Ani hatsal [sic] (Shir hatunah). I am rising (the wedding song).  Performed by Yemenite Jews (male voice and choir) on July 19, 1913.   Cylinder # 654.        1:44

This item actually combines two pieces. Ani hadal (I, the poor) is the first stanza of a poem by R. Shalom Shabazi (17th century). It is repeated three times and followed by non-sense syllables. This Yemenite song became one of the best known ones in the Yishuv (Jewish community in Palestine) after it was published with musical notation by Abraham Zvi Idelsohn in one of his earliest Hebrew articles titled “Yemenite Jews and their Songs” (Luah HaHaretz LiShnat 5669 [1908], text on p. 128 and melody in the supplement of music notations, pp. 4-5).
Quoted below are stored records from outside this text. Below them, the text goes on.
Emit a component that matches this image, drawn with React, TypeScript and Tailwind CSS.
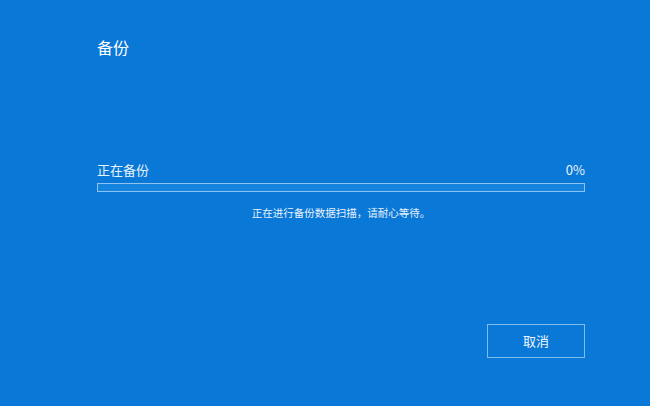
import React from 'react';

const App: React.FC = () => {
  return (
    <div
      className="w-[650px] h-[406px] bg-[#0a78d7] text-white flex flex-col pl-[97px] pr-[65px] pt-[37px] overflow-hidden"
      style={{ fontFamily: '"Noto Sans CJK SC", "Microsoft YaHei", sans-serif' }}
    >
      <h1 className="text-[16px] leading-[20px] font-normal">备份</h1>

      <div className="mt-[105px] flex justify-between items-end text-[13px] leading-[16px] text-[#e8f2fb]">
        <span>正在备份</span>
        <span>0%</span>
      </div>
      <div className="mt-[5px] h-[9px] border border-[#8cc3f0] bg-[#1584df]" />

      <p className="mt-[13px] text-center text-[10.5px] leading-[15px] text-[#e8f2fb]">
        正在进行备份数据扫描，请耐心等待。
      </p>

      <div className="mt-[104px] flex justify-end">
        <button className="w-[98px] h-[34px] border border-[#7fbbec] text-[13px] text-[#eef6fd]">
          取消
        </button>
      </div>
    </div>
  );
};

export default App;
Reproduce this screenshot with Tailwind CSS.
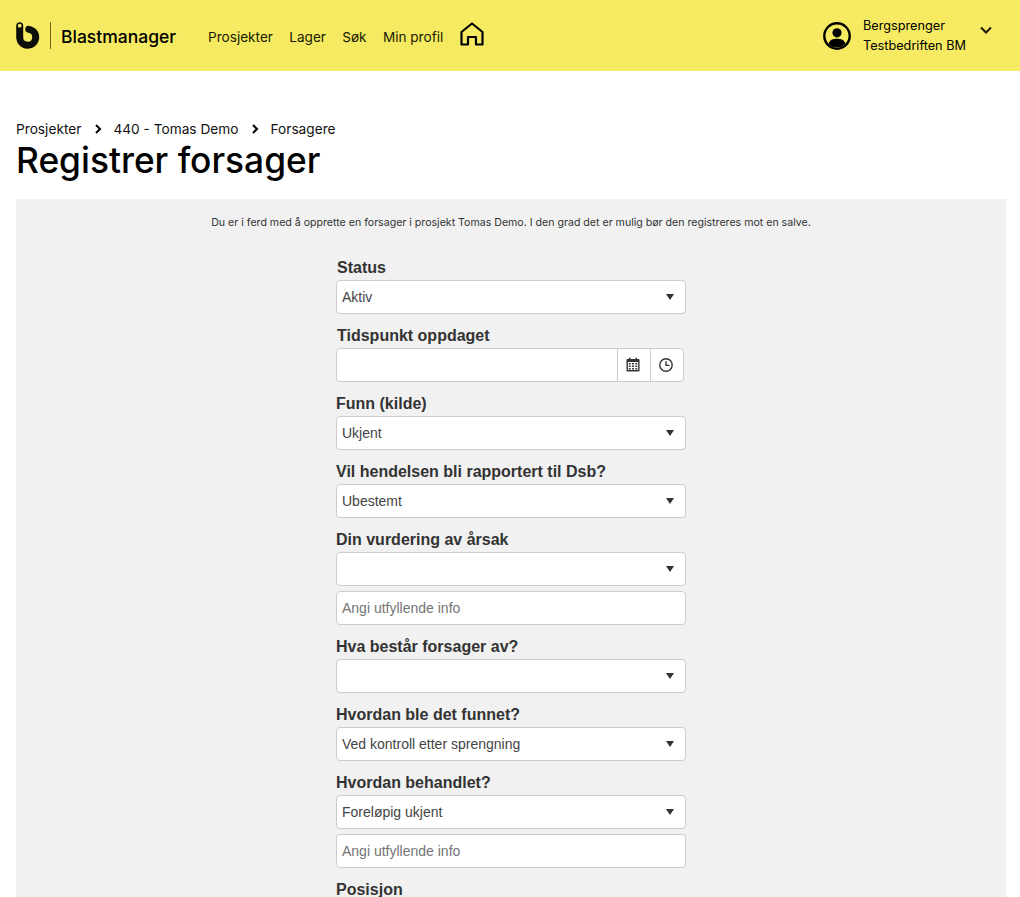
<!DOCTYPE html>
<html lang="no">
<head>
<meta charset="utf-8">
<script src="https://cdn.jsdelivr.net/npm/@tailwindcss/browser@4"></script>
<title>Registrer forsager</title>
</head>
<body class="h-[897px] overflow-hidden bg-white font-['Inter',sans-serif] text-black">
<header class="h-[71px] bg-[#f5ea61] flex items-center">
  <svg class="ml-4 w-6 h-[27px]" viewBox="0 0 24 27" aria-hidden="true">
    <path d="M3.7 3.7 V15.3 A8 8 0 1 0 12.8 7.35" fill="none" stroke="#0d0d08" stroke-width="7" stroke-linecap="round"/>
    <circle cx="3.7" cy="3.7" r="1.9" fill="#f5ea61"/>
  </svg>
  <div class="ml-[10px] w-px h-[27px] bg-[#6b6620]"></div>
  <div class="ml-[10px] pt-1 text-[17.5px] font-medium w-[147px]">Blastmanager</div>
  <nav class="flex items-center gap-[16.3px] text-[13.6px] text-[#1a1a00]">
    <a class="block pt-1">Prosjekter</a><a class="block pt-1">Lager</a><a class="block pt-1">Søk</a><a class="block pt-1">Min profil</a>
    <svg class="w-6 h-6 -mt-0.5" viewBox="0 0 24 24" fill="none" stroke="#000" stroke-width="2.2" stroke-linejoin="round" aria-hidden="true">
      <path d="M1.5 22.5 V10 L12 1.5 L22.5 10 V22.5 H16 V15 H8 V22.5 Z"/>
    </svg>
  </nav>
  <div class="ml-auto flex items-center">
    <svg class="w-7 h-7" viewBox="0 0 28 28" aria-hidden="true">
      <circle cx="14" cy="14" r="12.7" fill="none" stroke="#000" stroke-width="2.4"/>
      <circle cx="14" cy="10.8" r="4.6" fill="#000"/>
      <path d="M5.5 22 C6.5 18 10 16.8 14 16.8 S21.5 18 22.5 22 A12 12 0 0 1 5.5 22 Z" fill="#000"/>
    </svg>
    <div class="ml-[12px] w-[117px] text-[12.7px] leading-5"><div>Bergsprenger</div><div>Testbedriften BM</div></div>
    <svg class="w-3 h-3 mr-[28px] -mt-3" viewBox="0 0 12 12" fill="none" stroke="#1a1a00" stroke-width="2" aria-hidden="true"><path d="M1 3.5 L6 8.5 L11 3.5"/></svg>
  </div>
</header>

<main class="px-4">
  <nav class="mt-[49px] flex items-center text-[13.7px] leading-[18px] text-[#111]">
    <span>Prosjekter</span>
    <svg class="w-2 h-2.5 ml-[13px] mr-[11px]" viewBox="0 0 8 10" fill="none" stroke="#000" stroke-width="2" aria-hidden="true"><path d="M2 1 L6 5 L2 9"/></svg>
    <span>440 - Tomas Demo</span>
    <svg class="w-2 h-2.5 ml-[13px] mr-[11px]" viewBox="0 0 8 10" fill="none" stroke="#000" stroke-width="2" aria-hidden="true"><path d="M2 1 L6 5 L2 9"/></svg>
    <span>Forsagere</span>
  </nav>
  <h1 class="pt-px text-[35.3px] leading-[44px] font-medium">Registrer forsager</h1>

  <section class="mt-4 bg-[#f1f1f1] w-[990px] h-[700px] pt-[17px]">
    <p class="text-center text-[10.6px] leading-[14px] text-[#333]">Du er i ferd med å opprette en forsager i prosjekt Tomas Demo. I den grad det er mulig bør den registreres mot en salve.</p>
    <form class="ml-[320px] w-[350px] mt-[26px] font-['Liberation_Sans',sans-serif] text-[14px] text-[#555]">

      <label class="block pl-px h-[23px] mb-px text-[16px] leading-[23px] font-bold text-[#333]">Status</label>
      <div class="relative h-[34px]">
        <select class="w-full h-full appearance-none bg-white border border-[#ccc] rounded pl-[5px] text-[#444]"><option>Aktiv</option></select>
        <svg class="absolute right-3 top-[13px] w-2 h-2" viewBox="0 0 8 8" aria-hidden="true"><path d="M0 1 H8 L4 7 Z" fill="#333"/></svg>
      </div>

      <label class="block pl-px mt-2.5 h-[23px] mb-px text-[16px] leading-[23px] font-bold text-[#333]">Tidspunkt oppdaget</label>
      <div class="flex h-[34px] w-[348px] bg-white border border-[#ccc] rounded">
        <input type="text" aria-label="Tidspunkt oppdaget" class="flex-1 min-w-0 px-[5px] bg-transparent">
        <div class="w-[33px] flex items-center justify-center border-l border-[#ccc] pr-0.5">
          <svg class="w-[14px] h-[15px] -mt-px" viewBox="0 0 15 15" preserveAspectRatio="none" aria-hidden="true">
            <path d="M1.5 2 H3.2 V.7 H4.8 V2 H10.2 V.7 H11.8 V2 H13.5 A1 1 0 0 1 14.5 3 V13.5 A1 1 0 0 1 13.5 14.5 H1.5 A1 1 0 0 1 .5 13.5 V3 A1 1 0 0 1 1.5 2 Z" fill="#333"/>
            <path d="M2 5 H13 V13 H2 Z" fill="#fff"/>
            <path d="M3 6 H5 V7.5 H3Z M6.5 6 H8.5 V7.5 H6.5Z M10 6 H12 V7.5 H10Z M3 8.5 H5 V10 H3Z M6.5 8.5 H8.5 V10 H6.5Z M10 8.5 H12 V10 H10Z M3 11 H5 V12.5 H3Z M6.5 11 H8.5 V12.5 H6.5Z M10 11 H12 V12.5 H10Z" fill="#333"/>
          </svg>
        </div>
        <div class="w-[33px] flex items-center justify-center border-l border-[#ccc] pr-0.5">
          <svg class="w-[14px] h-[14px] -mt-px" viewBox="0 0 14 14" fill="none" stroke="#333" stroke-width="1.4" aria-hidden="true"><circle cx="7" cy="7" r="6.2"/><path d="M7 3.2 V7.4 H10.5"/></svg>
        </div>
      </div>

      <label class="block mt-2.5 h-[23px] mb-px text-[16px] leading-[23px] font-bold text-[#333]">Funn (kilde)</label>
      <div class="relative h-[34px]">
        <select class="w-full h-full appearance-none bg-white border border-[#ccc] rounded pl-[5px] text-[#444]"><option>Ukjent</option></select>
        <svg class="absolute right-3 top-[13px] w-2 h-2" viewBox="0 0 8 8" aria-hidden="true"><path d="M0 1 H8 L4 7 Z" fill="#333"/></svg>
      </div>

      <label class="block mt-2.5 h-[23px] mb-px text-[16px] leading-[23px] font-bold text-[#333]">Vil hendelsen bli rapportert til Dsb?</label>
      <div class="relative h-[34px]">
        <select class="w-full h-full appearance-none bg-white border border-[#ccc] rounded pl-[5px] text-[#444]"><option>Ubestemt</option></select>
        <svg class="absolute right-3 top-[13px] w-2 h-2" viewBox="0 0 8 8" aria-hidden="true"><path d="M0 1 H8 L4 7 Z" fill="#333"/></svg>
      </div>

      <label class="block mt-2.5 h-[23px] mb-px text-[16px] leading-[23px] font-bold text-[#333]">Din vurdering av årsak</label>
      <div class="relative h-[34px]">
        <select aria-label="Din vurdering av årsak" class="w-full h-full appearance-none bg-white border border-[#ccc] rounded pl-[5px] text-[#444]"><option></option></select>
        <svg class="absolute right-3 top-[13px] w-2 h-2" viewBox="0 0 8 8" aria-hidden="true"><path d="M0 1 H8 L4 7 Z" fill="#333"/></svg>
      </div>
      <input type="text" placeholder="Angi utfyllende info" class="block mt-[5px] w-full h-[34px] bg-white border border-[#ccc] rounded px-[5px] placeholder:text-[#757575]">

      <label class="block mt-2.5 h-[23px] mb-px text-[16px] leading-[23px] font-bold text-[#333]">Hva består forsager av?</label>
      <div class="relative h-[34px]">
        <select aria-label="Hva består forsager av?" class="w-full h-full appearance-none bg-white border border-[#ccc] rounded pl-[5px] text-[#444]"><option></option></select>
        <svg class="absolute right-3 top-[13px] w-2 h-2" viewBox="0 0 8 8" aria-hidden="true"><path d="M0 1 H8 L4 7 Z" fill="#333"/></svg>
      </div>

      <label class="block mt-2.5 h-[23px] mb-px text-[16px] leading-[23px] font-bold text-[#333]">Hvordan ble det funnet?</label>
      <div class="relative h-[34px]">
        <select class="w-full h-full appearance-none bg-white border border-[#ccc] rounded pl-[5px] text-[#444]"><option>Ved kontroll etter sprengning</option></select>
        <svg class="absolute right-3 top-[13px] w-2 h-2" viewBox="0 0 8 8" aria-hidden="true"><path d="M0 1 H8 L4 7 Z" fill="#333"/></svg>
      </div>

      <label class="block mt-2.5 h-[23px] mb-px text-[16px] leading-[23px] font-bold text-[#333]">Hvordan behandlet?</label>
      <div class="relative h-[34px]">
        <select class="w-full h-full appearance-none bg-white border border-[#ccc] rounded pl-[5px] text-[#444]"><option>Foreløpig ukjent</option></select>
        <svg class="absolute right-3 top-[13px] w-2 h-2" viewBox="0 0 8 8" aria-hidden="true"><path d="M0 1 H8 L4 7 Z" fill="#333"/></svg>
      </div>
      <input type="text" placeholder="Angi utfyllende info" class="block mt-[5px] w-full h-[34px] bg-white border border-[#ccc] rounded px-[5px] placeholder:text-[#757575]">

      <label class="block mt-2.5 h-[23px] text-[16px] leading-[23px] font-bold text-[#333]">Posisjon</label>
    </form>
  </section>
</main>
</body>
</html>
This version was then arranged by several Jewish composers, such as Yoel Engel in volume 2 of his Jewish Folksongs (starts at 25:05). The second text, sung to the same melody, is Be'et ratzon tehinati, a poem from the Ashmurot, the Yemenite equivalent of the Selihot, penitential prayers recited from midnight to early morning during the month of Elul and the beginning of Tishrei. The combination of these two texts into one item is puzzling.